> It will take a long time for folks to understand all the differences between d...

claytonjy · on Oct 24, 2022

Short version:

- data warehouse: schema on write. you have to know the end form before you load it. breaks every time upstream changes (a lot, in this world)

- data lake: schema on read. load everything into S3 and deal with it later. Mongo for data platforms

- data lakehouse: something in between. store everything loosely like a lake, but have in-lakehouse processes present user-friendly transforms or views like a warehouse. Made possible by cheap storage (parquet on S3), reduces schema breakage by keeping both sides of the T in the same place

DougBTX · on Oct 24, 2022

Materialised views for cloud storage?

MrPowers · on Oct 24, 2022

I am working on some blogs / videos that will hopefully help clarify the differences. I'm working on a Delta Lake vs Parquet blog post right now and gave a 5 Reasons Parquet files are better than CSV talk last year: https://youtu.be/9LYYOdIwQXg

Most of the content that I've seen in this area is really high-level. I'm trying to write posts that are a bit more concrete with some code snippets / high level benchmarks, etc. Hopefully this will help.

swyx · on Oct 24, 2022

(OP's coworker) We actually published a guide on data lakes/lakehouses last month! https://airbyte.com/blog/data-lake-lakehouse-guide-powered-b...

covering:

- What’s a Data Lake and Why Do You Need One?

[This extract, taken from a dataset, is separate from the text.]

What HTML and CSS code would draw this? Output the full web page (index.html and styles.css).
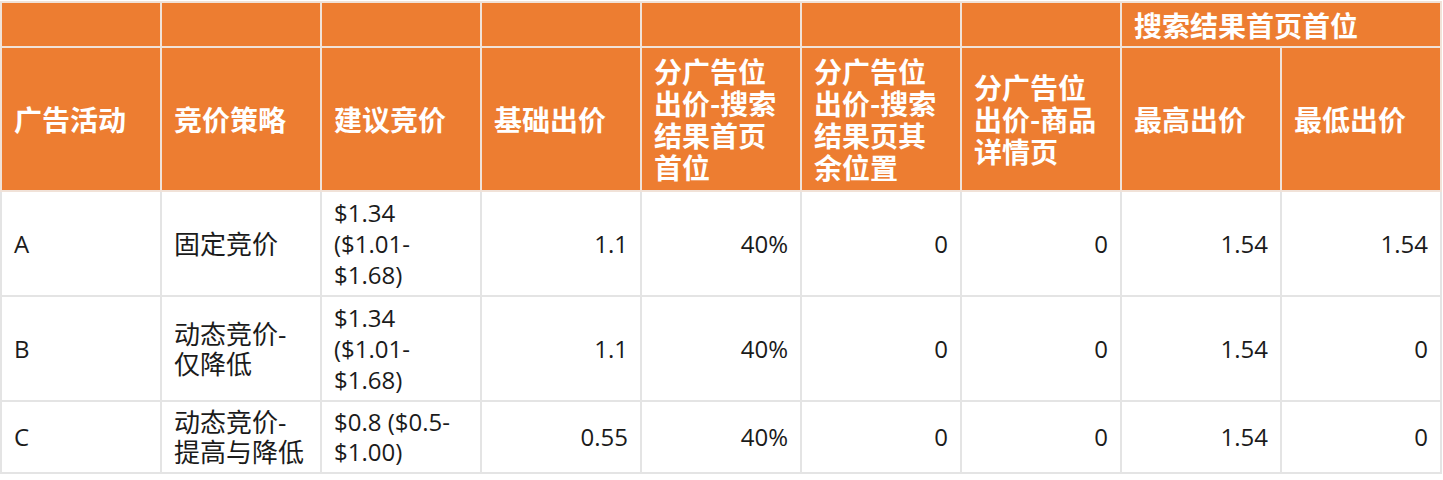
FILE: index.html
```html
<!DOCTYPE html>
<html lang="zh-CN">
<head>
<meta charset="utf-8">
<title>竞价策略</title>
<link rel="stylesheet" href="styles.css">
</head>
<body>
<table class="bid-table">
  <colgroup>
    <col class="c"><col class="c"><col class="c"><col class="c"><col class="c"><col class="c"><col class="c"><col class="c"><col class="c">
  </colgroup>
  <thead>
    <tr class="head-top">
      <th></th><th></th><th></th><th></th><th></th><th></th><th></th>
      <th colspan="2">搜索结果首页首位</th>
    </tr>
    <tr class="head-main">
      <th>广告活动</th>
      <th>竞价策略</th>
      <th>建议竞价</th>
      <th>基础出价</th>
      <th>分广告位出价-搜索结果首页首位</th>
      <th>分广告位出价-搜索结果页其余位置</th>
      <th>分广告位出价-商品详情页</th>
      <th>最高出价</th>
      <th>最低出价</th>
    </tr>
  </thead>
  <tbody>
    <tr>
      <td>A</td>
      <td class="zh">固定竞价</td>
      <td>$1.34 ($1.01-<wbr>$1.68)</td>
      <td class="num">1.1</td>
      <td class="num">40%</td>
      <td class="num">0</td>
      <td class="num">0</td>
      <td class="num">1.54</td>
      <td class="num">1.54</td>
    </tr>
    <tr>
      <td>B</td>
      <td class="zh">动态竞价-<wbr>仅降低</td>
      <td>$1.34 ($1.01-<wbr>$1.68)</td>
      <td class="num">1.1</td>
      <td class="num">40%</td>
      <td class="num">0</td>
      <td class="num">0</td>
      <td class="num">1.54</td>
      <td class="num">0</td>
    </tr>
    <tr class="compact">
      <td>C</td>
      <td class="zh">动态竞价-<wbr>提高与降低</td>
      <td>$0.8 ($0.5-<wbr>$1.00)</td>
      <td class="num">0.55</td>
      <td class="num">40%</td>
      <td class="num">0</td>
      <td class="num">0</td>
      <td class="num">1.54</td>
      <td class="num">0</td>
    </tr>
  </tbody>
</table>
</body>
</html>
```
FILE: styles.css
```css
html, body {
  margin: 0;
  padding: 0;
  background: #ffffff;
}

.bid-table {
  border-collapse: collapse;
  table-layout: fixed;
  width: 1442px;
  margin: 1px 0 0 0;
  font-family: "Open Sans", "Noto Sans CJK SC", sans-serif;
  font-size: 24px;
  line-height: 31px;
  color: #1b1b1b;
}

.bid-table .c {
  width: 160px;
}

.bid-table th,
.bid-table td {
  border: 2px solid #e4e4e4;
  padding: 5px 12px;
  text-align: left;
  vertical-align: middle;
}

.bid-table th {
  background: #ed7d31;
  color: #ffffff;
  font-family: "Noto Sans CJK SC", "Open Sans", sans-serif;
  font-weight: 700;
  font-size: 28px;
  line-height: 32px;
  border-color: #f1e2d8;
}

.head-top th {
  padding: 6px 12px 5px;
}

.head-main th {
  padding: 7px 12px;
}

.bid-table td.zh {
  font-size: 26px;
  line-height: 30px;
}

.bid-table td.num {
  text-align: right;
}

.compact td {
  line-height: 30px;
}
```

- What’s the Differences between a Data Lake, Data Warehouse, and Data Lakehouse

- Components of a Data Lake

- Data Lake Trends in the Market

- How to Turn Your Data Lake into a Lakehouse

abrazensunset · on Oct 24, 2022

"Lakehouse" usually means a data lake (bunch of files in object storage with some arbitrary structure) that has an open source "table format" making it act like a database. E.g. using Iceberg or Delta Lake to handle deletes, transactions, concurrency control on top of parquet (the "file format").

The advantage is that various query engines will make it quack like a database, but you have a completely open interop layer that will let any combination of query engines (or just SDKs that implement the table format, or whatever) coexist. And in addition, you can feel good about "owning" your data and not being overtly locked in to Snowflake or Databricks.